WORK REQUIRED: In the entries below, find the line containing "Output the component" and the line containing "import React from 'react';". Copy those two lines and everything between them exactly, and only that.

[start of SUPPLIED DATA]

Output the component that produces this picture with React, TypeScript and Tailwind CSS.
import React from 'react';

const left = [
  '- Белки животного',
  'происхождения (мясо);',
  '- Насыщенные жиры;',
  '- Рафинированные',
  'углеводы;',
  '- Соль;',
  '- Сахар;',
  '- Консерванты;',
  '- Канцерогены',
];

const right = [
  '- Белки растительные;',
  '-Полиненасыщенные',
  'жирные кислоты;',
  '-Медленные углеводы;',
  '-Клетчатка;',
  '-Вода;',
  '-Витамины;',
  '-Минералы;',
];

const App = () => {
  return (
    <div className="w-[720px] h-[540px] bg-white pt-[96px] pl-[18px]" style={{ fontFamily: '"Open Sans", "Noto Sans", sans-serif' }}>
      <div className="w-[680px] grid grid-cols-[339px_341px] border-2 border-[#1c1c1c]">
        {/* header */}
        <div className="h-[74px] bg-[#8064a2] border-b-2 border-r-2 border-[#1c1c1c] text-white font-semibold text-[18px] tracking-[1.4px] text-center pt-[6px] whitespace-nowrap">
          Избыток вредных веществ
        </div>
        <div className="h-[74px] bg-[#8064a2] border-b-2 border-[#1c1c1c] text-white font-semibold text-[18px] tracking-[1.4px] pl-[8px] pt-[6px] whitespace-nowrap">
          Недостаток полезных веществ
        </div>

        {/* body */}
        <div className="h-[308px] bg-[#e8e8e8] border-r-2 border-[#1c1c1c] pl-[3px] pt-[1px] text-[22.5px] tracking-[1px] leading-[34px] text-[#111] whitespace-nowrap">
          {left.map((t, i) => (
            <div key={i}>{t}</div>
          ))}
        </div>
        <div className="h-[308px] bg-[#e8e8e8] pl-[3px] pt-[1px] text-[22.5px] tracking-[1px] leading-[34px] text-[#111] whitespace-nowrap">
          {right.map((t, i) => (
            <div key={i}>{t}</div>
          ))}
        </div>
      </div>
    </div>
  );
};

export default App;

[end of SUPPLIED DATA]
[start of SUPPLIED DATA]

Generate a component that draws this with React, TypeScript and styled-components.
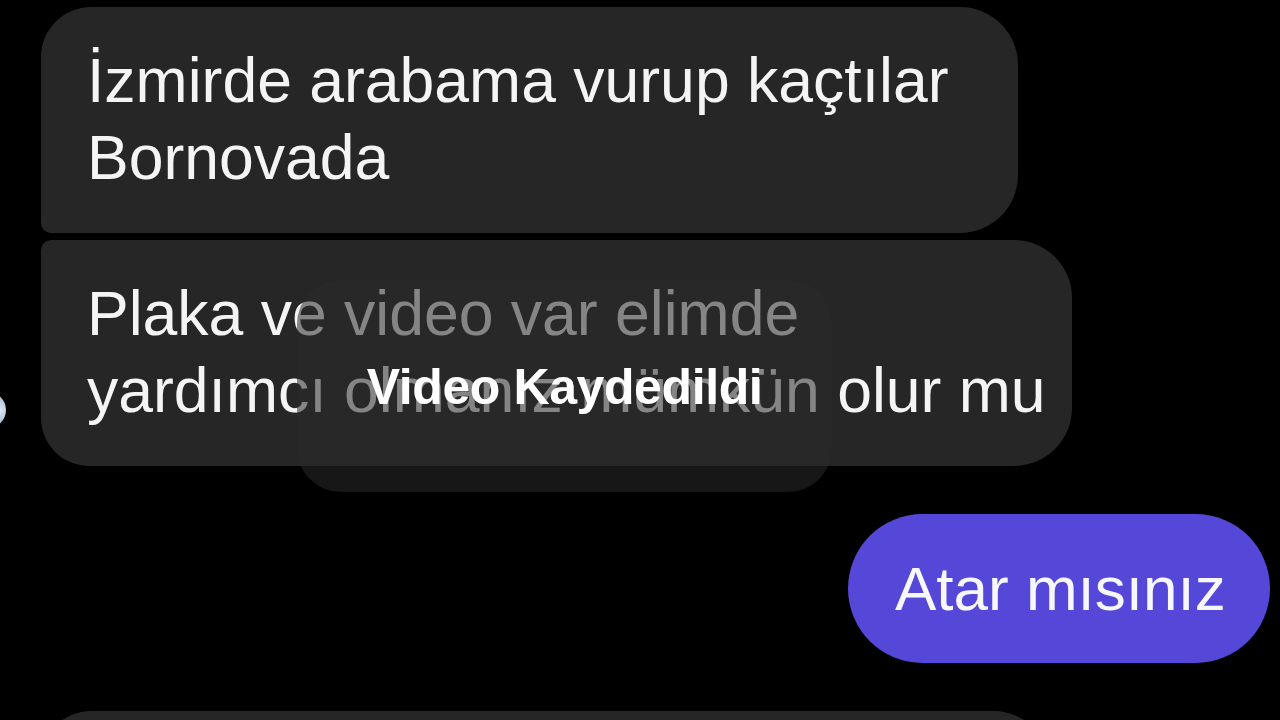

[end of SUPPLIED DATA]
[start of SUPPLIED DATA]

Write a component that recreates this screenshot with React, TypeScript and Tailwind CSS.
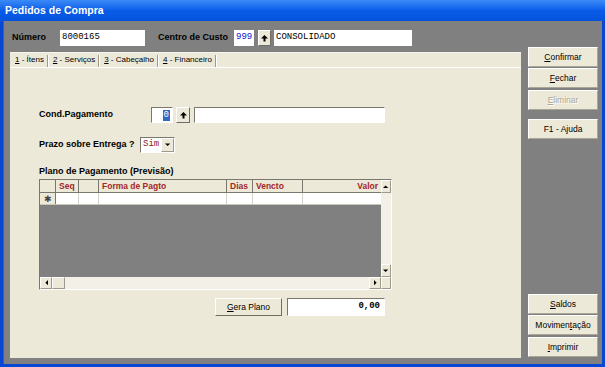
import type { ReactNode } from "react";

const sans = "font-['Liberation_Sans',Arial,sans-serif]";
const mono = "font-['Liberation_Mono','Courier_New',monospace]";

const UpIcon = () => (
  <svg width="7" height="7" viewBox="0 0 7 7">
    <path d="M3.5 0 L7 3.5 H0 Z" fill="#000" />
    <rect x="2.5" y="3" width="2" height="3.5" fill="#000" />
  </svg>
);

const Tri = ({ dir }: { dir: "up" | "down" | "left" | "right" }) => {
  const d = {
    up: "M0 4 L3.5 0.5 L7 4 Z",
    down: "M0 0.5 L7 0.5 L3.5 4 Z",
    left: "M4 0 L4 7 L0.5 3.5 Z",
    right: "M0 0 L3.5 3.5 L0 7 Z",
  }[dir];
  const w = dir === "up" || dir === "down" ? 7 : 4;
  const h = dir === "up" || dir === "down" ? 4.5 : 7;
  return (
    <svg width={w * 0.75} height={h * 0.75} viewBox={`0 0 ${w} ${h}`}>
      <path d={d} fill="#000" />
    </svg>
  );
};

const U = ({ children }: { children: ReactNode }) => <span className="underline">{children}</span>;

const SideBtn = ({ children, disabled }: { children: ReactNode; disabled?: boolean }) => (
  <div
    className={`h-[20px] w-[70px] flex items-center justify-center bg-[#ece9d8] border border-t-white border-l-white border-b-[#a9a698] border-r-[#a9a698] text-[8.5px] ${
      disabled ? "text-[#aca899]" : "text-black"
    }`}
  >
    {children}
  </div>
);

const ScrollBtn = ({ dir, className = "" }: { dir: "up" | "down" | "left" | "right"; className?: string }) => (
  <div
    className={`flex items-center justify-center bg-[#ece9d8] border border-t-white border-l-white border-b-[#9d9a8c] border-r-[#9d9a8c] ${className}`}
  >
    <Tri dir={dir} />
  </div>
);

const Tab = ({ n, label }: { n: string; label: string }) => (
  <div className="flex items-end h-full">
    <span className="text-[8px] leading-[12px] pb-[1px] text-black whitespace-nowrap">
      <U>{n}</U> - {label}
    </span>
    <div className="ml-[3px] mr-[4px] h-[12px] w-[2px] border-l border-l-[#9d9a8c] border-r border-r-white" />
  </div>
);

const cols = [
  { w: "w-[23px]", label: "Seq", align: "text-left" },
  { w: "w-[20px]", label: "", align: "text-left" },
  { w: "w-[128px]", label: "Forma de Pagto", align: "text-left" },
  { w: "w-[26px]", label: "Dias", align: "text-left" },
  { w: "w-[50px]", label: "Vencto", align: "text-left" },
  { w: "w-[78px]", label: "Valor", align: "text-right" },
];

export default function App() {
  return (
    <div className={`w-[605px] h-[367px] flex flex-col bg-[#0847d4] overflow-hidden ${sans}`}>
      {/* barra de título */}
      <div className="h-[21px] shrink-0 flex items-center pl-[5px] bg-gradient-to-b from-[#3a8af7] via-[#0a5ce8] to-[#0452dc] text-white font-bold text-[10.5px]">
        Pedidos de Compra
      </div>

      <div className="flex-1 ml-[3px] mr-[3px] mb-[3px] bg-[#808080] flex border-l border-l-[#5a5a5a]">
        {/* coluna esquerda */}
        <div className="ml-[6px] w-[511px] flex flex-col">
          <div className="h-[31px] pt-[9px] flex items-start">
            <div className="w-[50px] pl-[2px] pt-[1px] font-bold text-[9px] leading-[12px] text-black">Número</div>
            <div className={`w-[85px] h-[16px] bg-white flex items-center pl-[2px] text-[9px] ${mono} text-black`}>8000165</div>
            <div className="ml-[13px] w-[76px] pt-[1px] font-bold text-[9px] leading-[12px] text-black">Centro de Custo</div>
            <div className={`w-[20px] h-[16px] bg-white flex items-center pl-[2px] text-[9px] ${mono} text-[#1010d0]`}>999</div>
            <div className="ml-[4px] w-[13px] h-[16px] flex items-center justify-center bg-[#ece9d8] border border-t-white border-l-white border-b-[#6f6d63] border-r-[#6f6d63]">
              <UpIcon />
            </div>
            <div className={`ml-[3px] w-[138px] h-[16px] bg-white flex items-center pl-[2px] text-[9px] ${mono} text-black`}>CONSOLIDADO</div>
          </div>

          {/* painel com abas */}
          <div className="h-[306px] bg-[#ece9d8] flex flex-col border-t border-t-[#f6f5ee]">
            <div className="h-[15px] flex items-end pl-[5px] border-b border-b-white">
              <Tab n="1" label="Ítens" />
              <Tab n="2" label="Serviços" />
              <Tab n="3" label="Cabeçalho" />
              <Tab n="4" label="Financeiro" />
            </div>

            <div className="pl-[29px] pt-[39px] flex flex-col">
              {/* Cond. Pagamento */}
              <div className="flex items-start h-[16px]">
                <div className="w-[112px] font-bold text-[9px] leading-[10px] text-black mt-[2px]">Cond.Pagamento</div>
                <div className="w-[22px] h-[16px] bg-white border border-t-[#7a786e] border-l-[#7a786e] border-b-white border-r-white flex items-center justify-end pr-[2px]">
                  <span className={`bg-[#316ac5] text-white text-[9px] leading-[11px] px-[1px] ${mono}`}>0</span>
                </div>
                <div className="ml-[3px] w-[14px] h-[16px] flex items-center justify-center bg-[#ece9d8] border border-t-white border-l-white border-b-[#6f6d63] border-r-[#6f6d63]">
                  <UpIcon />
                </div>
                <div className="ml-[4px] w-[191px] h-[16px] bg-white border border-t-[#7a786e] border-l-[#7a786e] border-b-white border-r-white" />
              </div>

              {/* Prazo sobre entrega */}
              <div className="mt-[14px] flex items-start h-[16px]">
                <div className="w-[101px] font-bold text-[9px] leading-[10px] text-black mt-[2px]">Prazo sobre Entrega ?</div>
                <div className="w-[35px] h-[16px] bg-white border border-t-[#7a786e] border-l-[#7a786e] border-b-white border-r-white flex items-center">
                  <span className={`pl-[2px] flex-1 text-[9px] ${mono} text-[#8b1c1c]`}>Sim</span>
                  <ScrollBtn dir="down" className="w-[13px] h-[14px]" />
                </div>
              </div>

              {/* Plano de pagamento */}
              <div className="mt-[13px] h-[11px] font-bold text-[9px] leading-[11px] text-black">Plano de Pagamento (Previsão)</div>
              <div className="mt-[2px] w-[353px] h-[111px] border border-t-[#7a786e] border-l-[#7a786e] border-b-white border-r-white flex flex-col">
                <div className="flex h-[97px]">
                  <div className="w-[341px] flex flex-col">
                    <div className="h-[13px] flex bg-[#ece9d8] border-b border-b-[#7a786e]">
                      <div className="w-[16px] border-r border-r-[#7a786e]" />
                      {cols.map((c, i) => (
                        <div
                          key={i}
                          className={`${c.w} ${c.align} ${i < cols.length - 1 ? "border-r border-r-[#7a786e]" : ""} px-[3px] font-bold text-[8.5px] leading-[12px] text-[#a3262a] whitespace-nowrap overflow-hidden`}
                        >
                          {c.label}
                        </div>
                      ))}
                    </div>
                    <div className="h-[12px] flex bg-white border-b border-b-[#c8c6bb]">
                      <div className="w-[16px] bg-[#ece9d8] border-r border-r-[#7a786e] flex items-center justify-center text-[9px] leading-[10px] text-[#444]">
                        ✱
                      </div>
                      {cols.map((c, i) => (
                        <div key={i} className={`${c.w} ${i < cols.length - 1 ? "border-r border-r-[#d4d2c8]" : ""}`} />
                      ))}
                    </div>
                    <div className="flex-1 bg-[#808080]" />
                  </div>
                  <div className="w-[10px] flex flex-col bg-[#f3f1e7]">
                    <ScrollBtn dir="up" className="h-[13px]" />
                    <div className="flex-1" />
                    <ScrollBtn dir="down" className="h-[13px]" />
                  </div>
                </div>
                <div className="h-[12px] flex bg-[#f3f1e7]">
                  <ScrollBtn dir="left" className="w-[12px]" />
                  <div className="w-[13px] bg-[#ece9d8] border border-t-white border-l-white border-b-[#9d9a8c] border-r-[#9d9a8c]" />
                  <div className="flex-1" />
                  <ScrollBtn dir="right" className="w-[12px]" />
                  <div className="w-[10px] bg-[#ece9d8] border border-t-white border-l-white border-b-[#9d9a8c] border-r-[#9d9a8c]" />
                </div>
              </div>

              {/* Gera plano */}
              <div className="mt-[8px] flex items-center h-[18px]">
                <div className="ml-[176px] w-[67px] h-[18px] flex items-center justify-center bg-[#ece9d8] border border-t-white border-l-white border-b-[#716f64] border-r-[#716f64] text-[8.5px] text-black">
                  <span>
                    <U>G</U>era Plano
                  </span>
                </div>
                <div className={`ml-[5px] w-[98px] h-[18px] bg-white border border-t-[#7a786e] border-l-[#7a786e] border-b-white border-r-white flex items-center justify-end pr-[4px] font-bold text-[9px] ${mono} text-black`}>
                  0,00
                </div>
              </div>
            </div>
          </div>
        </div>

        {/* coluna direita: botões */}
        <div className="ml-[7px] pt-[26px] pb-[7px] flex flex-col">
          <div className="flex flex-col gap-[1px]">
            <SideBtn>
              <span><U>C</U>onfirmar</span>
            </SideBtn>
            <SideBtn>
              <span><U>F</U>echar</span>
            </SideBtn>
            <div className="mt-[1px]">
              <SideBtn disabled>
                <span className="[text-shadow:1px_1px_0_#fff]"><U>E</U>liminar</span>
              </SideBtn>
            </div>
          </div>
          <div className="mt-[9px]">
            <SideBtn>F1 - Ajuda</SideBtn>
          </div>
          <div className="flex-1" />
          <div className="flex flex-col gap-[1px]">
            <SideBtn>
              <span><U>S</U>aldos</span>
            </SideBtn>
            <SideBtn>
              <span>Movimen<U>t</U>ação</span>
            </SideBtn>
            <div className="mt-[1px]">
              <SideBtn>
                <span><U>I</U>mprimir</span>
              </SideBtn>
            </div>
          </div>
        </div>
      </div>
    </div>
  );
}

[end of SUPPLIED DATA]

TASK RESULT:
Output the component that produces this picture with React, TypeScript and Tailwind CSS.
import React from 'react';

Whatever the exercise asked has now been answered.